• [Records from a data source]:

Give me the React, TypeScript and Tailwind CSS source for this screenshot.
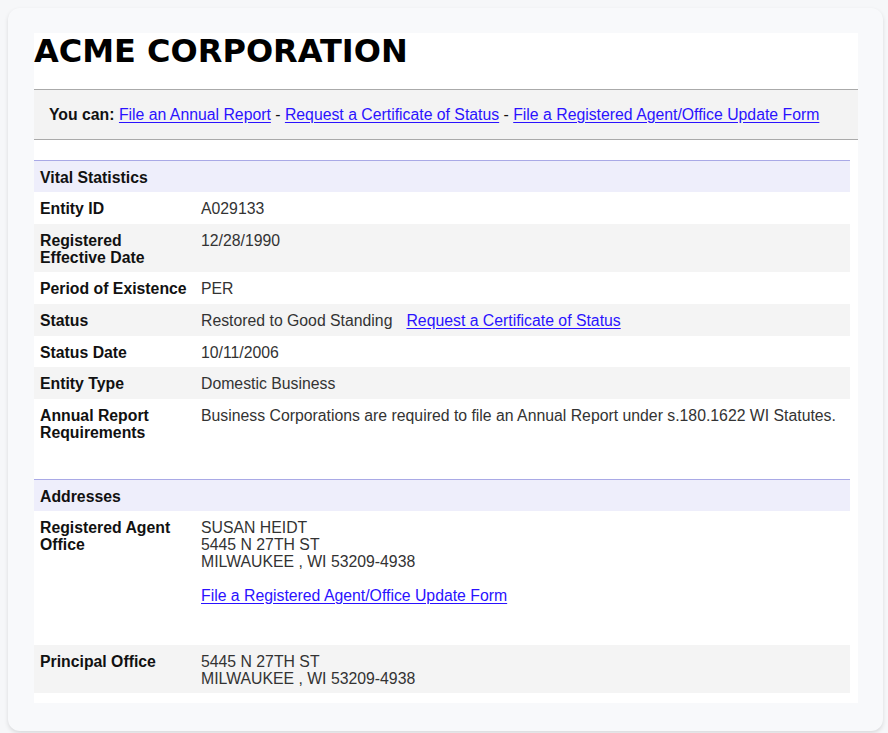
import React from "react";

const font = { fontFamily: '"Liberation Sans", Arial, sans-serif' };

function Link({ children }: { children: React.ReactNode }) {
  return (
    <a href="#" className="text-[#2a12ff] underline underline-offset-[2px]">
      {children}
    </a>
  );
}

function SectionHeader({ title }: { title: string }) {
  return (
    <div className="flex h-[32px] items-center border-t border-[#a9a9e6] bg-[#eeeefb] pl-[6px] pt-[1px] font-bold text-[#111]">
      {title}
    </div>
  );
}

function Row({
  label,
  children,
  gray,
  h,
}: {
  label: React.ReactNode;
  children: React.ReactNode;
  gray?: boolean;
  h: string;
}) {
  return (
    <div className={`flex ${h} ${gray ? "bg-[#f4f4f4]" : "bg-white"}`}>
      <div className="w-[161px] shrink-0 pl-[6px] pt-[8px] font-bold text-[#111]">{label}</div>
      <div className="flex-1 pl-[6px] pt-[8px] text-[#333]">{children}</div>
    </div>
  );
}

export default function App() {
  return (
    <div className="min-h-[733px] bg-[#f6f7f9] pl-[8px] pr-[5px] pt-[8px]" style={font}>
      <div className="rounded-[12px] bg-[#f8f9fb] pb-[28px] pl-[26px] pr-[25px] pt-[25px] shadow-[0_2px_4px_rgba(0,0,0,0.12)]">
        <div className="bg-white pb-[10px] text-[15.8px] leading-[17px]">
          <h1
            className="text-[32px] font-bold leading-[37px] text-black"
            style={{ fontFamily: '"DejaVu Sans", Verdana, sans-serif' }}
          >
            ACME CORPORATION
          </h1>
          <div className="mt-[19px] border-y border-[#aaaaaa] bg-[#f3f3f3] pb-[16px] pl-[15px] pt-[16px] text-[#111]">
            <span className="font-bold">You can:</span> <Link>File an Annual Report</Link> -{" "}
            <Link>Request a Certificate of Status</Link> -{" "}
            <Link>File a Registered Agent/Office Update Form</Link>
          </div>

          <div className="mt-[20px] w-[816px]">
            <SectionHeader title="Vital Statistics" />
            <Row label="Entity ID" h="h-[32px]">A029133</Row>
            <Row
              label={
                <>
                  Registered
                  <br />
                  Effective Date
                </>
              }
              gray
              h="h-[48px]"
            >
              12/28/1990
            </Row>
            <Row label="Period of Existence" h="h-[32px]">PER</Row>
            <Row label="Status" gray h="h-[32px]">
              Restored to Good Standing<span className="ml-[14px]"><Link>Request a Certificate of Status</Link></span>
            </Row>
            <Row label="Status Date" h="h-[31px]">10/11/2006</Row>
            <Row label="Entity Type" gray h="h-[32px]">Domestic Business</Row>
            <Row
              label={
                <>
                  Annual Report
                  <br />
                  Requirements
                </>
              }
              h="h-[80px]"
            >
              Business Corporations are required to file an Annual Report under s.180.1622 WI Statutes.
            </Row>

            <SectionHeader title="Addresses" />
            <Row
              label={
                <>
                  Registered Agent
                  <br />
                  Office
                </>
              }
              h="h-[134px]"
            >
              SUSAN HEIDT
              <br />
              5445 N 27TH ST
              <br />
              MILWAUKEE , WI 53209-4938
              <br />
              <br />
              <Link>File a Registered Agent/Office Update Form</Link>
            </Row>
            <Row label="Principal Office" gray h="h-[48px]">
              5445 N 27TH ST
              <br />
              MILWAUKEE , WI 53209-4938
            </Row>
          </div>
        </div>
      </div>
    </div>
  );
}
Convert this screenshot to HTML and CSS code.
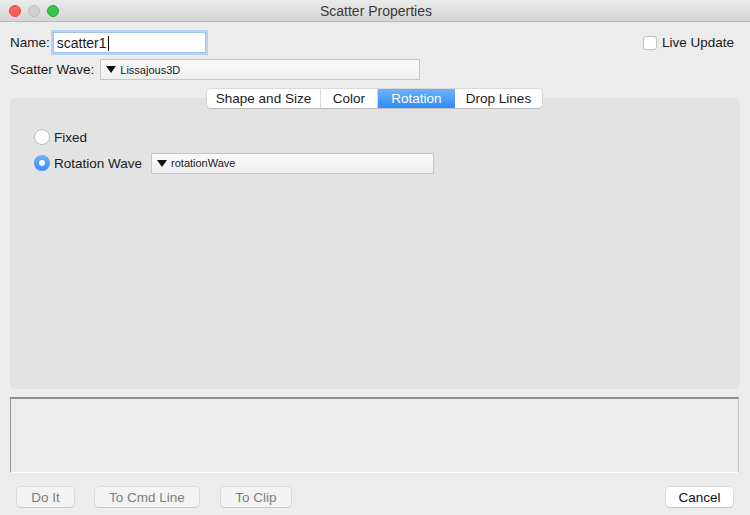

• [PROBLEM TO SOLVE]:
Set down all the entries exactly as they appear, but skip any pictures.

• [IN RESPONSE]:
Give me the React, TypeScript and Tailwind CSS source for this screenshot.
import React from "react";

const font = { fontFamily: '"Liberation Sans", Arial, sans-serif' };

function Link({ children }: { children: React.ReactNode }) {
  return (
    <a href="#" className="text-[#2a12ff] underline underline-offset-[2px]">
      {children}
    </a>
  );
}

function SectionHeader({ title }: { title: string }) {
  return (
    <div className="flex h-[32px] items-center border-t border-[#a9a9e6] bg-[#eeeefb] pl-[6px] pt-[1px] font-bold text-[#111]">
      {title}
    </div>
  );
}

function Row({
  label,
  children,
  gray,
  h,
}: {
  label: React.ReactNode;
  children: React.ReactNode;
  gray?: boolean;
  h: string;
}) {
  return (
    <div className={`flex ${h} ${gray ? "bg-[#f4f4f4]" : "bg-white"}`}>
      <div className="w-[161px] shrink-0 pl-[6px] pt-[8px] font-bold text-[#111]">{label}</div>
      <div className="flex-1 pl-[6px] pt-[8px] text-[#333]">{children}</div>
    </div>
  );
}

export default function App() {
  return (
    <div className="min-h-[733px] bg-[#f6f7f9] pl-[8px] pr-[5px] pt-[8px]" style={font}>
      <div className="rounded-[12px] bg-[#f8f9fb] pb-[28px] pl-[26px] pr-[25px] pt-[25px] shadow-[0_2px_4px_rgba(0,0,0,0.12)]">
        <div className="bg-white pb-[10px] text-[15.8px] leading-[17px]">
          <h1
            className="text-[32px] font-bold leading-[37px] text-black"
            style={{ fontFamily: '"DejaVu Sans", Verdana, sans-serif' }}
          >
            ACME CORPORATION
          </h1>
          <div className="mt-[19px] border-y border-[#aaaaaa] bg-[#f3f3f3] pb-[16px] pl-[15px] pt-[16px] text-[#111]">
            <span className="font-bold">You can:</span> <Link>File an Annual Report</Link> -{" "}
            <Link>Request a Certificate of Status</Link> -{" "}
            <Link>File a Registered Agent/Office Update Form</Link>
          </div>

          <div className="mt-[20px] w-[816px]">
            <SectionHeader title="Vital Statistics" />
            <Row label="Entity ID" h="h-[32px]">A029133</Row>
            <Row
              label={
                <>
                  Registered
                  <br />
                  Effective Date
                </>
              }
              gray
              h="h-[48px]"
            >
              12/28/1990
            </Row>
            <Row label="Period of Existence" h="h-[32px]">PER</Row>
            <Row label="Status" gray h="h-[32px]">
              Restored to Good Standing<span className="ml-[14px]"><Link>Request a Certificate of Status</Link></span>
            </Row>
            <Row label="Status Date" h="h-[31px]">10/11/2006</Row>
            <Row label="Entity Type" gray h="h-[32px]">Domestic Business</Row>
            <Row
              label={
                <>
                  Annual Report
                  <br />
                  Requirements
                </>
              }
              h="h-[80px]"
            >
              Business Corporations are required to file an Annual Report under s.180.1622 WI Statutes.
            </Row>

            <SectionHeader title="Addresses" />
            <Row
              label={
                <>
                  Registered Agent
                  <br />
                  Office
                </>
              }
              h="h-[134px]"
            >
              SUSAN HEIDT
              <br />
              5445 N 27TH ST
              <br />
              MILWAUKEE , WI 53209-4938
              <br />
              <br />
              <Link>File a Registered Agent/Office Update Form</Link>
            </Row>
            <Row label="Principal Office" gray h="h-[48px]">
              5445 N 27TH ST
              <br />
              MILWAUKEE , WI 53209-4938
            </Row>
          </div>
        </div>
      </div>
    </div>
  );
}
Convert this screenshot to HTML and CSS code.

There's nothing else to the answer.